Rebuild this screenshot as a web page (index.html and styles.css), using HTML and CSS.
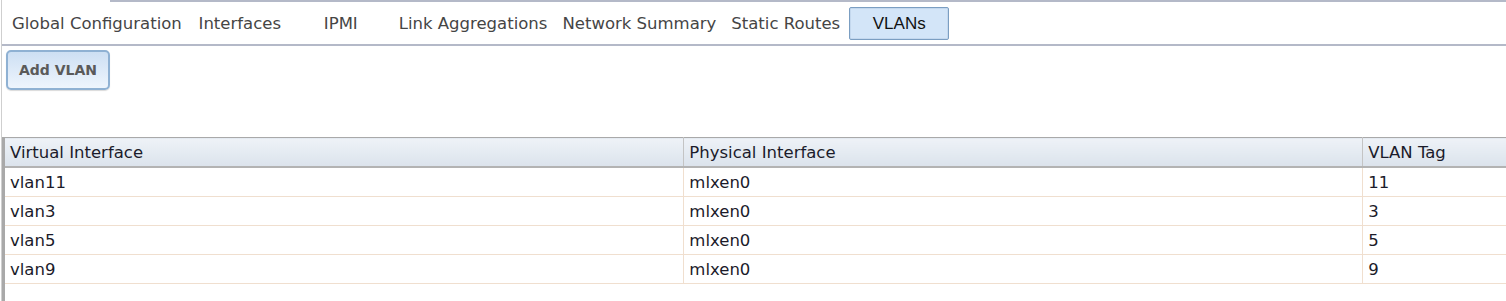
FILE: index.html
```html
<!DOCTYPE html>
<html>
<head>
<meta charset="utf-8">
<link rel="stylesheet" href="styles.css">
</head>
<body>
<div class="page">
  <div class="topline"></div>
  <nav class="tabs">
    <span class="tab">Global Configuration</span>
    <span class="tab">Interfaces</span>
    <span class="tab">IPMI</span>
    <span class="tab">Link Aggregations</span>
    <span class="tab">Network Summary</span>
    <span class="tab">Static Routes</span>
    <span class="tab active">VLANs</span>
  </nav>
  <div class="toolbar">
    <button class="btn">Add VLAN</button>
  </div>
  <div class="grid">
    <table>
      <thead>
        <tr><th>Virtual Interface</th><th>Physical Interface</th><th>VLAN Tag</th></tr>
      </thead>
      <tbody>
        <tr><td>vlan11</td><td>mlxen0</td><td>11</td></tr>
        <tr><td>vlan3</td><td>mlxen0</td><td>3</td></tr>
        <tr><td>vlan5</td><td>mlxen0</td><td>5</td></tr>
        <tr><td>vlan9</td><td>mlxen0</td><td>9</td></tr>
      </tbody>
    </table>
  </div>
</div>
</body>
</html>
```

FILE: styles.css
```css
html, body {
  margin: 0;
  padding: 0;
  background: #fff;
  overflow: hidden;
}
body {
  font-family: "DejaVu Sans", Verdana, sans-serif;
  color: #1b1b2a;
}
.page {
  margin-left: 1px;
  border-left: 1px solid #cfcfcf;
  height: 301px;
  width: 1600px;
}
.topline {
  height: 2px;
  margin-left: 108px;
  background: #b4b9c8;
}
.tabs {
  display: flex;
  align-items: center;
  gap: 1px;
  height: 42px;
  padding-left: 3px;
  border-bottom: 2px solid #b4b9c8;
  width: 1502px;
}
.tab {
  box-sizing: border-box;
  min-width: 100px;
  padding: 0 7px;
  text-align: center;
  font-size: 16.5px;
  color: #454545;
  white-space: nowrap;
}
.tab.active {
  height: 33px;
  line-height: 31px;
  margin-left: 1px;
  font-family: "Liberation Sans", Arial, sans-serif;
  font-size: 17px;
  color: #111;
  background: #d3e5f8;
  border: 1px solid #7b9ec2;
  border-radius: 2px;
  box-shadow: inset 0 0 0 1px #c4d8ee;
}
.toolbar {
  padding: 4px 0 0 4px;
  height: 91px;
  box-sizing: border-box;
}
.btn {
  width: 104px;
  height: 40px;
  border: 2px solid #8fb1d3;
  border-radius: 5px;
  background: linear-gradient(#cddff3, #eef5fd);
  font-family: "DejaVu Sans", Verdana, sans-serif;
  font-weight: bold;
  font-size: 14px;
  color: #5a5a5a;
  padding: 0;
  box-shadow: 0 1px 1px rgba(0,0,0,0.15);
}
.grid {
  border-left: 3px solid #a9a9a9;
  height: 164px;
}
table {
  border-collapse: collapse;
  width: 2037px;
  table-layout: fixed;
}
th, td {
  text-align: left;
  font-weight: normal;
  font-size: 16.5px;
  padding: 0 0 0 5px;
  white-space: nowrap;
}
th {
  height: 28px;
  background: linear-gradient(#eef2f7, #dbe3ec);
  border-top: 1px solid #a9a9a9;
  border-bottom: 2px solid #b3b3b3;
  border-right: 1px solid #c4c4c4;
  color: #1b1b2a;
}
td {
  height: 28px;
  border-bottom: 1px solid #f0dfcf;
  border-right: 1px solid #f0dfcf;
}
```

* * * * *

**REQUIRED WORK:** Except for the pictures, give all the material above again verbatim.

**RESPONSE FOR THIS EXERCISE:**
Rebuild this screenshot as a web page (index.html and styles.css), using HTML and CSS.
FILE: index.html
```html
<!DOCTYPE html>
<html>
<head>
<meta charset="utf-8">
<link rel="stylesheet" href="styles.css">
</head>
<body>
<div class="page">
  <div class="topline"></div>
  <nav class="tabs">
    <span class="tab">Global Configuration</span>
    <span class="tab">Interfaces</span>
    <span class="tab">IPMI</span>
    <span class="tab">Link Aggregations</span>
    <span class="tab">Network Summary</span>
    <span class="tab">Static Routes</span>
    <span class="tab active">VLANs</span>
  </nav>
  <div class="toolbar">
    <button class="btn">Add VLAN</button>
  </div>
  <div class="grid">
    <table>
      <thead>
        <tr><th>Virtual Interface</th><th>Physical Interface</th><th>VLAN Tag</th></tr>
      </thead>
      <tbody>
        <tr><td>vlan11</td><td>mlxen0</td><td>11</td></tr>
        <tr><td>vlan3</td><td>mlxen0</td><td>3</td></tr>
        <tr><td>vlan5</td><td>mlxen0</td><td>5</td></tr>
        <tr><td>vlan9</td><td>mlxen0</td><td>9</td></tr>
      </tbody>
    </table>
  </div>
</div>
</body>
</html>
```

FILE: styles.css
```css
html, body {
  margin: 0;
  padding: 0;
  background: #fff;
  overflow: hidden;
}
body {
  font-family: "DejaVu Sans", Verdana, sans-serif;
  color: #1b1b2a;
}
.page {
  margin-left: 1px;
  border-left: 1px solid #cfcfcf;
  height: 301px;
  width: 1600px;
}
.topline {
  height: 2px;
  margin-left: 108px;
  background: #b4b9c8;
}
.tabs {
  display: flex;
  align-items: center;
  gap: 1px;
  height: 42px;
  padding-left: 3px;
  border-bottom: 2px solid #b4b9c8;
  width: 1502px;
}
.tab {
  box-sizing: border-box;
  min-width: 100px;
  padding: 0 7px;
  text-align: center;
  font-size: 16.5px;
  color: #454545;
  white-space: nowrap;
}
.tab.active {
  height: 33px;
  line-height: 31px;
  margin-left: 1px;
  font-family: "Liberation Sans", Arial, sans-serif;
  font-size: 17px;
  color: #111;
  background: #d3e5f8;
  border: 1px solid #7b9ec2;
  border-radius: 2px;
  box-shadow: inset 0 0 0 1px #c4d8ee;
}
.toolbar {
  padding: 4px 0 0 4px;
  height: 91px;
  box-sizing: border-box;
}
.btn {
  width: 104px;
  height: 40px;
  border: 2px solid #8fb1d3;
  border-radius: 5px;
  background: linear-gradient(#cddff3, #eef5fd);
  font-family: "DejaVu Sans", Verdana, sans-serif;
  font-weight: bold;
  font-size: 14px;
  color: #5a5a5a;
  padding: 0;
  box-shadow: 0 1px 1px rgba(0,0,0,0.15);
}
.grid {
  border-left: 3px solid #a9a9a9;
  height: 164px;
}
table {
  border-collapse: collapse;
  width: 2037px;
  table-layout: fixed;
}
th, td {
  text-align: left;
  font-weight: normal;
  font-size: 16.5px;
  padding: 0 0 0 5px;
  white-space: nowrap;
}
th {
  height: 28px;
  background: linear-gradient(#eef2f7, #dbe3ec);
  border-top: 1px solid #a9a9a9;
  border-bottom: 2px solid #b3b3b3;
  border-right: 1px solid #c4c4c4;
  color: #1b1b2a;
}
td {
  height: 28px;
  border-bottom: 1px solid #f0dfcf;
  border-right: 1px solid #f0dfcf;
}
```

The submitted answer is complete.